• [MATERIAL]:
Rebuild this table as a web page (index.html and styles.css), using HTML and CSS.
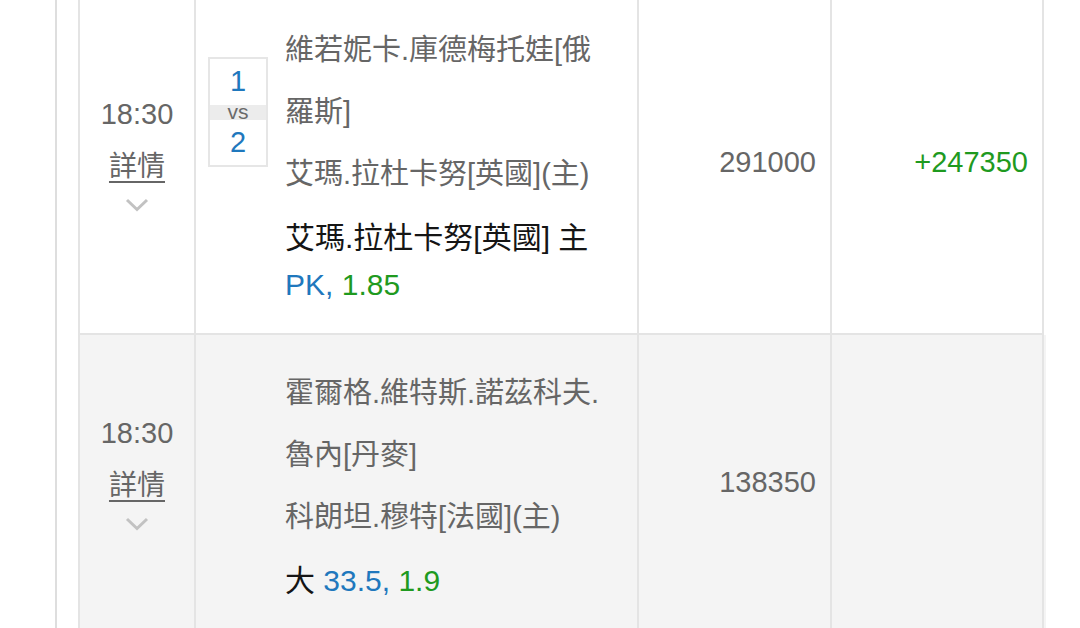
FILE: index.html
```html
<!DOCTYPE html>
<html lang="zh-Hant">
<head>
<meta charset="utf-8">
<title>注單</title>
<link rel="stylesheet" href="styles.css">
</head>
<body>
<div class="frame">
  <div class="list">
    <div class="row">
      <div class="cell time-cell">
        <div class="time">18:30</div>
        <a class="detail" href="#">詳情</a>
        <svg class="chev" width="24" height="14" viewBox="0 0 24 14"><path d="M2 2 L12 11.5 L22 2" fill="none" stroke="#c2c2c2" stroke-width="3"/></svg>
      </div>
      <div class="cell match">
        <div class="pair">
          <div class="vs">
            <div class="vs-num">1</div>
            <div class="vs-mid">vs</div>
            <div class="vs-num">2</div>
          </div>
          <div class="names">
            <div class="name">維若妮卡.庫德梅托娃[俄羅斯]</div>
            <div class="name">艾瑪.拉杜卡努[英國](主)</div>
          </div>
        </div>
        <div class="bet">艾瑪.拉杜卡努[英國] 主 <span class="hcp">PK,</span> <span class="odds">1.85</span></div>
      </div>
      <div class="cell num">291000</div>
      <div class="cell num win">+247350</div>
    </div>
    <div class="row alt">
      <div class="cell time-cell">
        <div class="time">18:30</div>
        <a class="detail" href="#">詳情</a>
        <svg class="chev" width="24" height="14" viewBox="0 0 24 14"><path d="M2 2 L12 11.5 L22 2" fill="none" stroke="#c2c2c2" stroke-width="3"/></svg>
      </div>
      <div class="cell match">
        <div class="pair">
          <div class="vs empty"></div>
          <div class="names">
            <div class="name">霍爾格.維特斯.諾茲科夫.魯內[丹麥]</div>
            <div class="name">科朗坦.穆特[法國](主)</div>
          </div>
        </div>
        <div class="bet">大 <span class="hcp">33.5,</span> <span class="odds">1.9</span></div>
      </div>
      <div class="cell num">138350</div>
      <div class="cell num win"></div>
    </div>
  </div>
</div>
</body>
</html>
```

FILE: styles.css
```css
html, body {
  margin: 0;
  padding: 0;
  background: #ffffff;
}
body {
  width: 1080px;
  height: 628px;
  overflow: hidden;
  font-family: "Liberation Sans", "Noto Sans CJK TC", sans-serif;
  font-size: 29px;
  color: #666666;
}
.frame {
  margin-left: 55px;
  width: 1009px;
  height: 700px;
  border-left: 2px solid #dedede;
  border-right: 2px solid #dedede;
  padding-left: 21px;
}
.list {
  margin-top: -8px;
  width: 966px;
  border-left: 2px solid #e4e4e4;
}
.row {
  display: grid;
  grid-template-columns: 116px 443px 193px 212px;
  background: #ffffff;
}
.row.alt {
  background: #f4f4f4;
}
.cell {
  box-sizing: border-box;
  border-right: 2px solid #e4e4e4;
  border-bottom: 2px solid #e4e4e4;
  padding: 27px 24px 25px 12px;
}
.time-cell {
  display: flex;
  flex-direction: column;
  align-items: center;
  justify-content: center;
  padding: 0;
}
.time {
  line-height: 50px;
  color: #666;
}
.detail {
  line-height: 50px;
  color: #666;
  text-decoration: underline;
  text-underline-offset: 5px;
  text-decoration-thickness: 2px;
  font-family: "Noto Sans CJK TC", sans-serif;
  font-size: 28px;
}
.chev {
  display: block;
  margin-top: 9px;
  margin-bottom: 25px;
}
.pair {
  display: flex;
  align-items: center;
}
.vs {
  box-sizing: border-box;
  width: 60px;
  height: 110px;
  border: 2px solid #e6e6e6;
  flex: none;
  display: flex;
  flex-direction: column;
  margin-right: 17px;
  background: #ffffff;
}
.vs.empty {
  border: none;
  background: transparent;
}
.vs-num {
  flex: 1;
  display: flex;
  align-items: center;
  justify-content: center;
  color: #1f78bd;
  font-size: 29px;
  line-height: 1;
}
.vs-mid {
  height: 15px;
  background: #ececec;
  color: #6a6a6a;
  font-size: 21px;
  line-height: 14px;
  text-align: center;
}
.names {
  flex: 1;
  min-width: 0;
}
.name {
  line-height: 62px;
  color: #666;
}
.bet {
  margin-top: 9px;
  margin-left: 77px;
  line-height: 47px;
  font-size: 30px;
  color: #151515;
}
.hcp {
  color: #1f78bd;
}
.odds {
  color: #1f9a1f;
}
.num {
  display: flex;
  align-items: center;
  justify-content: flex-end;
  padding: 0 14px 0 0;
  color: #666;
}
.num.win {
  color: #1f9a1f;
}
```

• [THE PROBLEM]:
Omit pictures; set down the rest of the material word for word.

• [RESULT]:
Rebuild this table as a web page (index.html and styles.css), using HTML and CSS.
FILE: index.html
```html
<!DOCTYPE html>
<html lang="zh-Hant">
<head>
<meta charset="utf-8">
<title>注單</title>
<link rel="stylesheet" href="styles.css">
</head>
<body>
<div class="frame">
  <div class="list">
    <div class="row">
      <div class="cell time-cell">
        <div class="time">18:30</div>
        <a class="detail" href="#">詳情</a>
        <svg class="chev" width="24" height="14" viewBox="0 0 24 14"><path d="M2 2 L12 11.5 L22 2" fill="none" stroke="#c2c2c2" stroke-width="3"/></svg>
      </div>
      <div class="cell match">
        <div class="pair">
          <div class="vs">
            <div class="vs-num">1</div>
            <div class="vs-mid">vs</div>
            <div class="vs-num">2</div>
          </div>
          <div class="names">
            <div class="name">維若妮卡.庫德梅托娃[俄羅斯]</div>
            <div class="name">艾瑪.拉杜卡努[英國](主)</div>
          </div>
        </div>
        <div class="bet">艾瑪.拉杜卡努[英國] 主 <span class="hcp">PK,</span> <span class="odds">1.85</span></div>
      </div>
      <div class="cell num">291000</div>
      <div class="cell num win">+247350</div>
    </div>
    <div class="row alt">
      <div class="cell time-cell">
        <div class="time">18:30</div>
        <a class="detail" href="#">詳情</a>
        <svg class="chev" width="24" height="14" viewBox="0 0 24 14"><path d="M2 2 L12 11.5 L22 2" fill="none" stroke="#c2c2c2" stroke-width="3"/></svg>
      </div>
      <div class="cell match">
        <div class="pair">
          <div class="vs empty"></div>
          <div class="names">
            <div class="name">霍爾格.維特斯.諾茲科夫.魯內[丹麥]</div>
            <div class="name">科朗坦.穆特[法國](主)</div>
          </div>
        </div>
        <div class="bet">大 <span class="hcp">33.5,</span> <span class="odds">1.9</span></div>
      </div>
      <div class="cell num">138350</div>
      <div class="cell num win"></div>
    </div>
  </div>
</div>
</body>
</html>
```

FILE: styles.css
```css
html, body {
  margin: 0;
  padding: 0;
  background: #ffffff;
}
body {
  width: 1080px;
  height: 628px;
  overflow: hidden;
  font-family: "Liberation Sans", "Noto Sans CJK TC", sans-serif;
  font-size: 29px;
  color: #666666;
}
.frame {
  margin-left: 55px;
  width: 1009px;
  height: 700px;
  border-left: 2px solid #dedede;
  border-right: 2px solid #dedede;
  padding-left: 21px;
}
.list {
  margin-top: -8px;
  width: 966px;
  border-left: 2px solid #e4e4e4;
}
.row {
  display: grid;
  grid-template-columns: 116px 443px 193px 212px;
  background: #ffffff;
}
.row.alt {
  background: #f4f4f4;
}
.cell {
  box-sizing: border-box;
  border-right: 2px solid #e4e4e4;
  border-bottom: 2px solid #e4e4e4;
  padding: 27px 24px 25px 12px;
}
.time-cell {
  display: flex;
  flex-direction: column;
  align-items: center;
  justify-content: center;
  padding: 0;
}
.time {
  line-height: 50px;
  color: #666;
}
.detail {
  line-height: 50px;
  color: #666;
  text-decoration: underline;
  text-underline-offset: 5px;
  text-decoration-thickness: 2px;
  font-family: "Noto Sans CJK TC", sans-serif;
  font-size: 28px;
}
.chev {
  display: block;
  margin-top: 9px;
  margin-bottom: 25px;
}
.pair {
  display: flex;
  align-items: center;
}
.vs {
  box-sizing: border-box;
  width: 60px;
  height: 110px;
  border: 2px solid #e6e6e6;
  flex: none;
  display: flex;
  flex-direction: column;
  margin-right: 17px;
  background: #ffffff;
}
.vs.empty {
  border: none;
  background: transparent;
}
.vs-num {
  flex: 1;
  display: flex;
  align-items: center;
  justify-content: center;
  color: #1f78bd;
  font-size: 29px;
  line-height: 1;
}
.vs-mid {
  height: 15px;
  background: #ececec;
  color: #6a6a6a;
  font-size: 21px;
  line-height: 14px;
  text-align: center;
}
.names {
  flex: 1;
  min-width: 0;
}
.name {
  line-height: 62px;
  color: #666;
}
.bet {
  margin-top: 9px;
  margin-left: 77px;
  line-height: 47px;
  font-size: 30px;
  color: #151515;
}
.hcp {
  color: #1f78bd;
}
.odds {
  color: #1f9a1f;
}
.num {
  display: flex;
  align-items: center;
  justify-content: flex-end;
  padding: 0 14px 0 0;
  color: #666;
}
.num.win {
  color: #1f9a1f;
}
```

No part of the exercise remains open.